◆ What is expected
Identify and copy all lines of the material where the string "page" is found.
[BEGIN Supplied data]
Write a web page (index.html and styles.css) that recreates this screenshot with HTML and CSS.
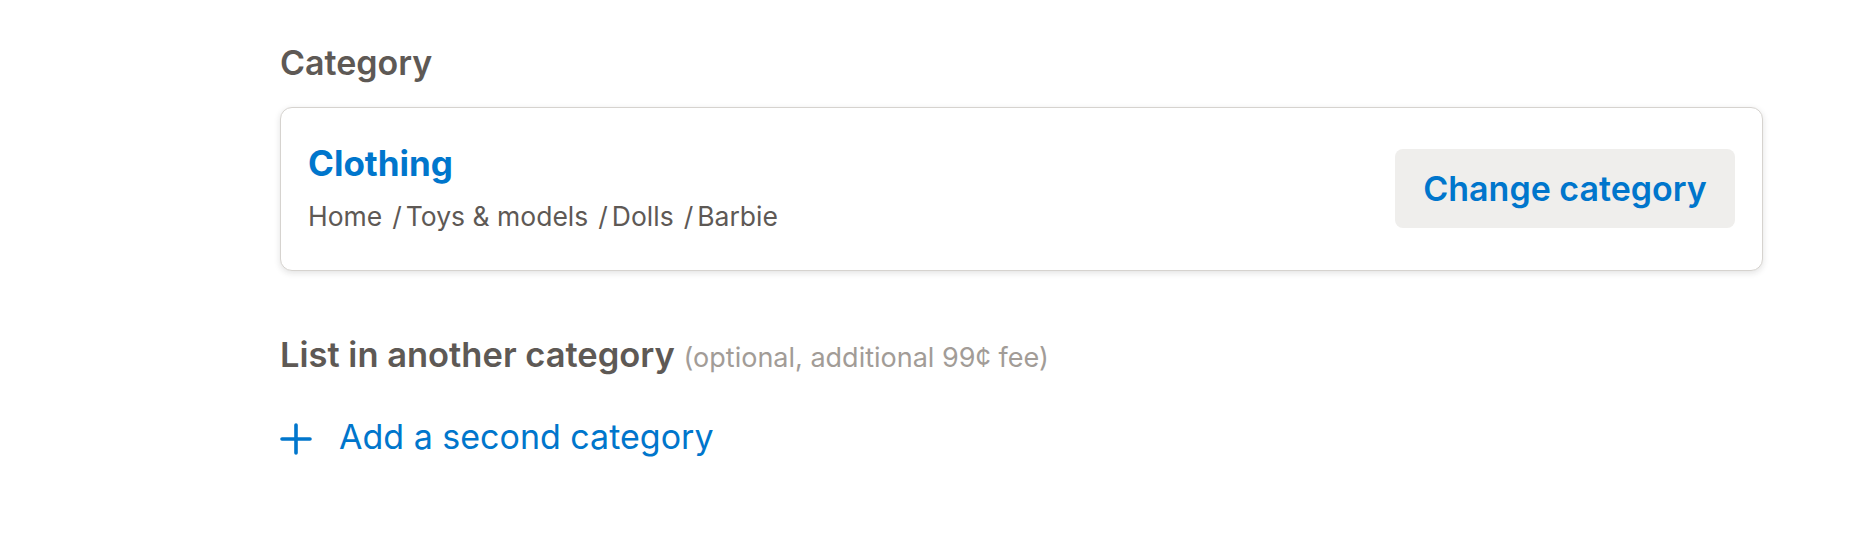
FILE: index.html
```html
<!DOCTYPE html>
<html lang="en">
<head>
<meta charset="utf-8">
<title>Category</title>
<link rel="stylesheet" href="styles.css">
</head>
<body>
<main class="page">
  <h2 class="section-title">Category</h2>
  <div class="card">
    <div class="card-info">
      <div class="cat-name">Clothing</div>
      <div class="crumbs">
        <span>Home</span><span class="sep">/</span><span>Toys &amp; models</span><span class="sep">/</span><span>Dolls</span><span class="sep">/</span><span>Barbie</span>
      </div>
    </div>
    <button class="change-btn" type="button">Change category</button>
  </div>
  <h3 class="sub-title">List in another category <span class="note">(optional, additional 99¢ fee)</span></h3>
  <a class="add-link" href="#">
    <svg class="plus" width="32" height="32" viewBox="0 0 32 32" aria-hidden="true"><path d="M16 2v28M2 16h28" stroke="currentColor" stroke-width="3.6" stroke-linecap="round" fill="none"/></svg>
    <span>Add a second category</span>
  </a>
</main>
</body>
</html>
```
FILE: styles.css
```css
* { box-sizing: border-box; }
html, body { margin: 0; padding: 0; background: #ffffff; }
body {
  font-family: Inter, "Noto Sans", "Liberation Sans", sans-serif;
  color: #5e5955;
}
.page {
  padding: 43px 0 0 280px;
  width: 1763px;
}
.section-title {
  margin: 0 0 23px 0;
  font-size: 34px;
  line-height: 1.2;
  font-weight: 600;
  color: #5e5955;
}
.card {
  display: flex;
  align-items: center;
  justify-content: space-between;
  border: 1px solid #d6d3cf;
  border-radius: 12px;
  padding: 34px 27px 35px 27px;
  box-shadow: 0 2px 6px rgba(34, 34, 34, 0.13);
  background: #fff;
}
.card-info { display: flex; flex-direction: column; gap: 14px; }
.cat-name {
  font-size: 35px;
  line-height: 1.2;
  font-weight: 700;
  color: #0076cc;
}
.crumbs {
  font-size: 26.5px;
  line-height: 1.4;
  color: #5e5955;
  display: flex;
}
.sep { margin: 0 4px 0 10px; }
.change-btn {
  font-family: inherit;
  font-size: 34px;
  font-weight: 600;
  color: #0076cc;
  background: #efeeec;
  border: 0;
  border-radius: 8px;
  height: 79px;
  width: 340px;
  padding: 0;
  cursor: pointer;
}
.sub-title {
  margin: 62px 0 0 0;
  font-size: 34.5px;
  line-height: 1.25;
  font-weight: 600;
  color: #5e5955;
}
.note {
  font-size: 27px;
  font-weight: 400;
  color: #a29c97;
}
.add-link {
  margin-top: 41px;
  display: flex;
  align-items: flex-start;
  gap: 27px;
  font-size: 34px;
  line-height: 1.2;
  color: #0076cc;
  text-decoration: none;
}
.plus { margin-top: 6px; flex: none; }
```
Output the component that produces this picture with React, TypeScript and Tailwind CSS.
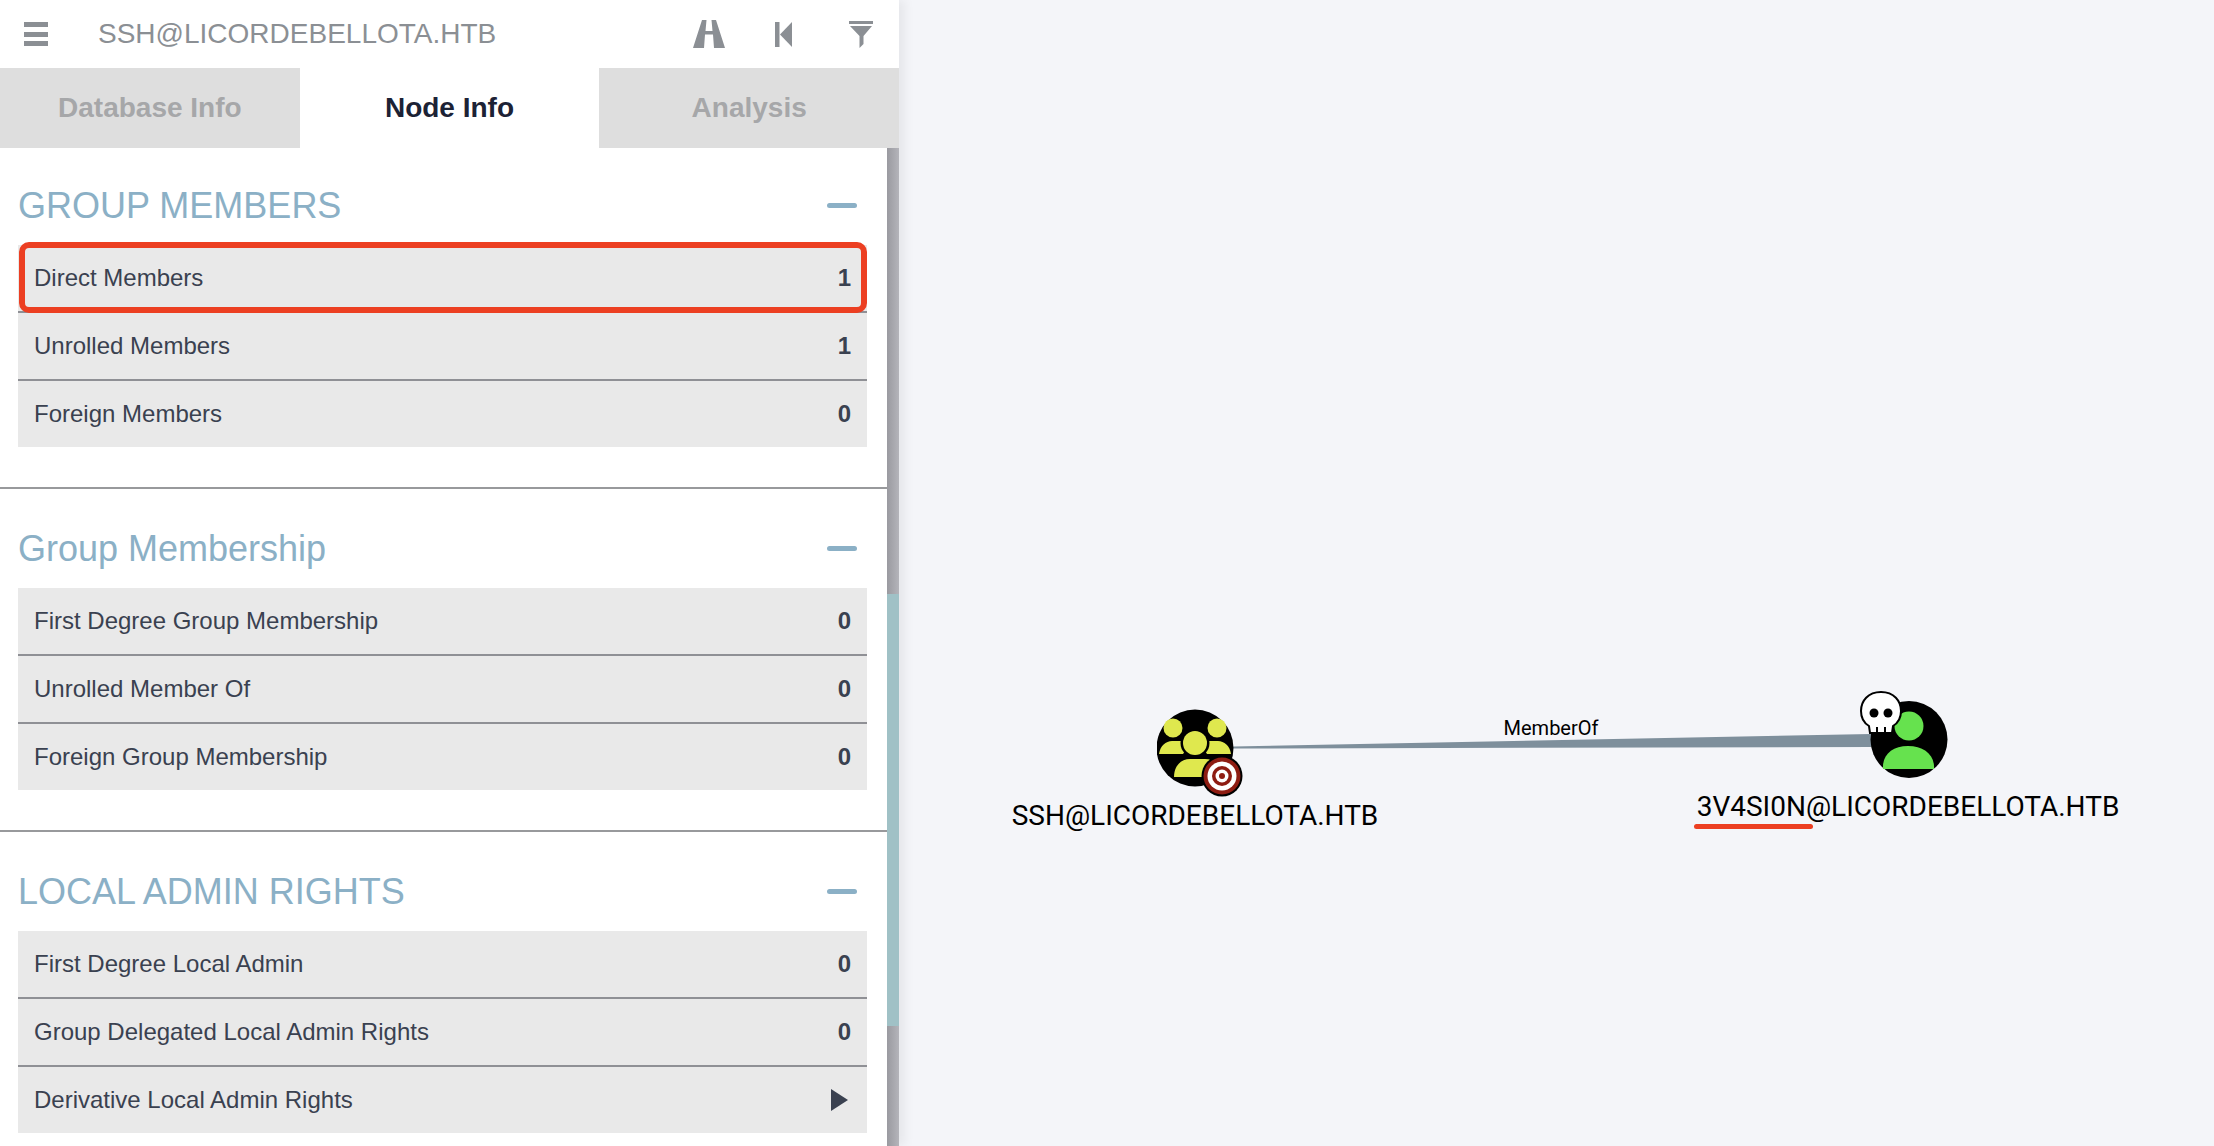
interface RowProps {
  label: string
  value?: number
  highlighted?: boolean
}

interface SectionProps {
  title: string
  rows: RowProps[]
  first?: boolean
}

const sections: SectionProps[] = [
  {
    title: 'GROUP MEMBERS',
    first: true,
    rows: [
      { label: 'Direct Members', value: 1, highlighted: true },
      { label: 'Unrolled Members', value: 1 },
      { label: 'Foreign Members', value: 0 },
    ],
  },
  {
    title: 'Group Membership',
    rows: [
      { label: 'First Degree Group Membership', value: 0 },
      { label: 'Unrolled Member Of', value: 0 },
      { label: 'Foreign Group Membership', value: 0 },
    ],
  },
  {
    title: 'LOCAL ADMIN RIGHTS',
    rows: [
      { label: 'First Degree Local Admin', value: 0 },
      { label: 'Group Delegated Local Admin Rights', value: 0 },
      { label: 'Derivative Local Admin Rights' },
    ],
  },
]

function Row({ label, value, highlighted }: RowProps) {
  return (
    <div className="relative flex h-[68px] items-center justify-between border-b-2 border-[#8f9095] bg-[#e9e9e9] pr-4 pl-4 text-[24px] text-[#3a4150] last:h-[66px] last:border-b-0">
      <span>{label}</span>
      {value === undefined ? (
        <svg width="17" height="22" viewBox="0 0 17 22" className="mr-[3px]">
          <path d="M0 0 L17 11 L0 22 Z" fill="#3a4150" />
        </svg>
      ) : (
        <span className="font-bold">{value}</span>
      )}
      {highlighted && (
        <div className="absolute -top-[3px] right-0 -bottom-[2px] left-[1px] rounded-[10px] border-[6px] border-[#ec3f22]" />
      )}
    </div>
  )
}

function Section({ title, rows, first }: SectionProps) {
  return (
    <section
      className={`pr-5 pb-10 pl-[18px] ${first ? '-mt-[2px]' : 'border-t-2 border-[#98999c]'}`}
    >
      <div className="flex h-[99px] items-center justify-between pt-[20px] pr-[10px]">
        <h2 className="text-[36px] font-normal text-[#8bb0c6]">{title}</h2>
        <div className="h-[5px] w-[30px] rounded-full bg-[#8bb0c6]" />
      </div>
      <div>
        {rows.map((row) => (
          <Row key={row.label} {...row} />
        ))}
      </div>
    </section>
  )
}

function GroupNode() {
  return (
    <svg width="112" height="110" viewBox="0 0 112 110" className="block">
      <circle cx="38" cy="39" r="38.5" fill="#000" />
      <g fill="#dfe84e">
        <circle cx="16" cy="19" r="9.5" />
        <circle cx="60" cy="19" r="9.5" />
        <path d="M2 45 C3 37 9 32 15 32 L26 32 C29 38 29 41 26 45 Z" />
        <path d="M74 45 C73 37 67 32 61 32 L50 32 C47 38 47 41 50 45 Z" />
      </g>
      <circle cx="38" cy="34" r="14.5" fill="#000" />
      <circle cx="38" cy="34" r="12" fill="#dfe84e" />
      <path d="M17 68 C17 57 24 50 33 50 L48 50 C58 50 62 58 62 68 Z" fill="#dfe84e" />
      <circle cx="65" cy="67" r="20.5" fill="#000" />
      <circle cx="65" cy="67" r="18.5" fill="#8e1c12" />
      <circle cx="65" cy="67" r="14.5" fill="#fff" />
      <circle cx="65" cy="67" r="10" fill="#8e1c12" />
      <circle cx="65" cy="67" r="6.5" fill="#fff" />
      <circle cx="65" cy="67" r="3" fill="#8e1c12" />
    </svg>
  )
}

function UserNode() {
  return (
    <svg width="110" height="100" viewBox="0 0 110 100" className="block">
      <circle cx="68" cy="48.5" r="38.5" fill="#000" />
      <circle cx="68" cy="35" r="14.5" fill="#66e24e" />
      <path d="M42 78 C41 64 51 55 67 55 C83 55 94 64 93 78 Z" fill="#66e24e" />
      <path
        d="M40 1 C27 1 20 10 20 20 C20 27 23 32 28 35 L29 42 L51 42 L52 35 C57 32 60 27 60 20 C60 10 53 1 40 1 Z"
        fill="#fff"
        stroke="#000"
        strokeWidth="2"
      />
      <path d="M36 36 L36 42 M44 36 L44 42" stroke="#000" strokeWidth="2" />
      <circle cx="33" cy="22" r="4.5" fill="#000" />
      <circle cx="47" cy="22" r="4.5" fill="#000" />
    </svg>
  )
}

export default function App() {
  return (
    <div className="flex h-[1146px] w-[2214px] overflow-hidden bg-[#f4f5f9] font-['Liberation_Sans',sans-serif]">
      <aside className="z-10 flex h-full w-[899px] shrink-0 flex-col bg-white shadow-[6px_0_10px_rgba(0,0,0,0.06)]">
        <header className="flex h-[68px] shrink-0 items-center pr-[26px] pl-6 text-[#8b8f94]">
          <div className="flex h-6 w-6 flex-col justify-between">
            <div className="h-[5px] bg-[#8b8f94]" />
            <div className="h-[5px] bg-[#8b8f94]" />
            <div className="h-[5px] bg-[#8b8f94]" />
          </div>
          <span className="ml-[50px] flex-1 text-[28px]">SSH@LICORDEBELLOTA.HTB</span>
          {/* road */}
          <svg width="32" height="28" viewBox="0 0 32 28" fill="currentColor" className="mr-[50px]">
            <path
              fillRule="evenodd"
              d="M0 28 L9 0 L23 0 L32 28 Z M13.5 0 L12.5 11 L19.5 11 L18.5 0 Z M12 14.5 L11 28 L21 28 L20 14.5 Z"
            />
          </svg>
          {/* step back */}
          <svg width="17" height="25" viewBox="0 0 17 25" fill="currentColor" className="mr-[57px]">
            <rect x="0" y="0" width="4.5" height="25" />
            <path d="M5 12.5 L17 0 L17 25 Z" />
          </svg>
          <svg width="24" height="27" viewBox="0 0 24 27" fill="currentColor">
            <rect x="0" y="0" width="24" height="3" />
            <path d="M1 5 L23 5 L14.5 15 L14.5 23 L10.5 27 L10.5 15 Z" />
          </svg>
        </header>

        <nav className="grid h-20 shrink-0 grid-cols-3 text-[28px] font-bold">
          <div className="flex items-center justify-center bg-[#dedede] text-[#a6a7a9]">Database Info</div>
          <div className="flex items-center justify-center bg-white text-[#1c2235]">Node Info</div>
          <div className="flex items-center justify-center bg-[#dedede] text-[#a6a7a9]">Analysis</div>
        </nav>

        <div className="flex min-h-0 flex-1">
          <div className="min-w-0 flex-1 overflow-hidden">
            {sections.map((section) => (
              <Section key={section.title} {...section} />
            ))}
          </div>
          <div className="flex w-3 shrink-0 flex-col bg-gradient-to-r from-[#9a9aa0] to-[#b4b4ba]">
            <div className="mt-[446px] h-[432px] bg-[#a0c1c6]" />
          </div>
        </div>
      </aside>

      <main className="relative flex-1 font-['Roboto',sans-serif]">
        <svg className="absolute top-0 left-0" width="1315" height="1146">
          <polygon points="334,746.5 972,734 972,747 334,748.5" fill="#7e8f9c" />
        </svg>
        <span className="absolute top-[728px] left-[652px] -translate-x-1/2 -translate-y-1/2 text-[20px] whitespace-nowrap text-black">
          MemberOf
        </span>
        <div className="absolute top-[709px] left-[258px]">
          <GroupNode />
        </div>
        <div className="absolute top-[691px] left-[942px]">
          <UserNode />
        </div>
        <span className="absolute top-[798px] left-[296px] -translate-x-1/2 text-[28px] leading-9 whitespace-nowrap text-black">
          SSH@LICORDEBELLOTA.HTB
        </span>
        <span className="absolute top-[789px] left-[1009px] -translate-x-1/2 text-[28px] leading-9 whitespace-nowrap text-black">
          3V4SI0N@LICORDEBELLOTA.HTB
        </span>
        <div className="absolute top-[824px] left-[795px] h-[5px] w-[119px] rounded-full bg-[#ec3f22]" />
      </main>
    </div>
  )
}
[END Supplied data]
◆ Answer for the task
Write a web page (index.html and styles.css) that recreates this screenshot with HTML and CSS.
<main class="page">
.page {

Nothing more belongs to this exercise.